If possible, maybe consider using a drip pan so grease does not get into the fire...

I'm thinking the same thing. If intakes are too far open, exhaust too small... pressure, like electricity, takes the path of least resistance- expanding hot air from the fire escapes easier thru the lager opening (intakes) and sucks fresh air in thru the exhaust port.

That's my theory at least.

Now THAT would be a true reverse flow cooker!

Budman1 07-21-2013 01:41 PM

Happened to me a few weeks ago, no drip pan and the grease started on fire in the uds. Shut every thing down for a few minutes and was ok after that.

swamprb 07-22-2013 12:24 AM

When you say you were moving them around, how long was the lid off? 2 racks of butts will produce a chit ton grease that will as you found out flare up.

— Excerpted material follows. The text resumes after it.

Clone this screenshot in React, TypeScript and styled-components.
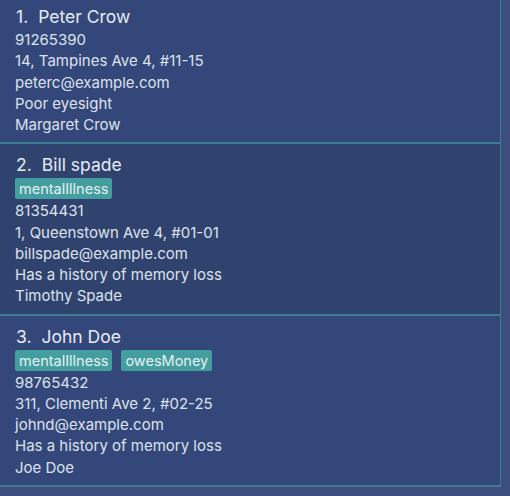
import React from 'react';
import styled, { createGlobalStyle } from 'styled-components';

interface Person {
  name: string;
  tags: string[];
  phone: string;
  address: string;
  email: string;
  remark: string;
  contact: string;
}

const people: Person[] = [
  {
    name: 'Peter Crow',
    tags: [],
    phone: '91265390',
    address: '14, Tampines Ave 4, #11-15',
    email: 'peterc@example.com',
    remark: 'Poor eyesight',
    contact: 'Margaret Crow',
  },
  {
    name: 'Bill spade',
    tags: ['mentalIllness'],
    phone: '81354431',
    address: '1, Queenstown Ave 4, #01-01',
    email: 'billspade@example.com',
    remark: 'Has a history of memory loss',
    contact: 'Timothy Spade',
  },
  {
    name: 'John Doe',
    tags: ['mentalIllness', 'owesMoney'],
    phone: '98765432',
    address: '311, Clementi Ave 2, #02-25',
    email: 'johnd@example.com',
    remark: 'Has a history of memory loss',
    contact: 'Joe Doe',
  },
];

const GlobalStyle = createGlobalStyle`
  html, body {
    margin: 0;
    padding: 0;
    background: #3c4e7e;
    height: 100%;
    overflow: hidden;
  }
  body {
    font-family: Inter, "Open Sans", sans-serif;
  }
`;

// list is scrolled a few pixels down, so the first card's top is cut off
const ListView = styled.div`
  width: 501px;
  margin-top: -4px;
  display: flex;
  flex-direction: column;
`;

const Card = styled.div<{ $odd: boolean }>`
  background: ${(p) => (p.$odd ? '#30436f' : '#34477a')};
  border-right: 1px solid #3d7d92;
  border-bottom: 2px solid #3d7d92;
  padding: 9px 15px 7px;
  display: flex;
  flex-direction: column;
`;

const Title = styled.div`
  font-size: 17.5px;
  color: #e6ebf3;
  line-height: 24px;
  display: flex;
  gap: 10px;
  padding-left: 1px;
`;

const Tags = styled.div`
  display: flex;
  gap: 9px;
  margin: 1px 0;
`;

const Tag = styled.span`
  background: #449e9f;
  color: #e4f1f1;
  font-size: 14.5px;
  line-height: 21px;
  padding: 0 4px;
  border-radius: 2px;
`;

const Line = styled.div`
  font-size: 15px;
  line-height: 21.25px;
  color: #dde2ec;
`;

export default function App() {
  return (
    <>
      <GlobalStyle />
      <ListView>
        {people.map((p, i) => (
          <Card key={p.name} $odd={i % 2 === 1}>
            <Title>
              <span>{i + 1}.</span>
              <span>{p.name}</span>
            </Title>
            {p.tags.length > 0 && (
              <Tags>
                {p.tags.map((t) => (
                  <Tag key={t}>{t}</Tag>
                ))}
              </Tags>
            )}
            <Line>{p.phone}</Line>
            <Line>{p.address}</Line>
            <Line>{p.email}</Line>
            <Line>{p.remark}</Line>
            <Line>{p.contact}</Line>
          </Card>
        ))}
      </ListView>
    </>
  );
}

I left the lid off my drum after walking a turn in to the tables and as I was lollygagging taking my time and BS'n with folks, some asked me "is your cooker supposed to be on fire like that?" Um, yeah!

NC-Q 07-22-2013 10:58 AM

That sounds like a good time to me!

I haven't had that happen, but a few weeks ago after doing a big ribs and chicken cook on 2 drums, turned mine into a rocket engine! I finished the chicken I was cooking on one drum, and was planning to sauce the ribs and sizzle in some sauce over a hot grill for a minute before serving them. So rather than fire up the weber, I decided I would just open up all the intakes on the drum the chicken just came off of and leave the lid off for a while- certainly it would get pretty hot... Well about 5 minutes into "sizzling" the ribs the the entire basket of chicken fat-soaked coals was burning (go figure) and it was so hot over the grate that even with tongs you had a hard time getting your hand near enough to put ribs on there. After searing all of the hair off of my right hand, we abandoned that plan pretty quick and just served the ribs as-is (which was my preference anyway, friend wanted them sauced and put back on, and it was his party... so who am I to complain!) The thermometer on the pit was pegged, well over 500 degrees... So if anyone has to ask "can my UDS get hot enough to cook X thing?" I can without a doubt say "YES!!!" :oops:

Tsevg9 07-22-2013 11:55 AM

I have noticed that whenever my coals flare up (after having the lid open) That smoke starts coming out of the intake holes. This quickly goes away though

creekwalker 07-22-2013 12:05 PM

This is interesting, as well as amusing. I have a cheap tower smoker that I modified and elongated to cook direct like a drum. The very bottom section, which holds the fire pan, snaps onto the smoker body, and there is a dome lid on top. I get the impression that the fire gets hotter with the dome off and the smoker body still on, than it does when the dome and the smoker body is off, and the bottom part is just by itself like an open grill. It seems that with the smoker body on and no dome, the cooker acts like a Weber chimney with a small amount of coals in the bottom. Does this make sense?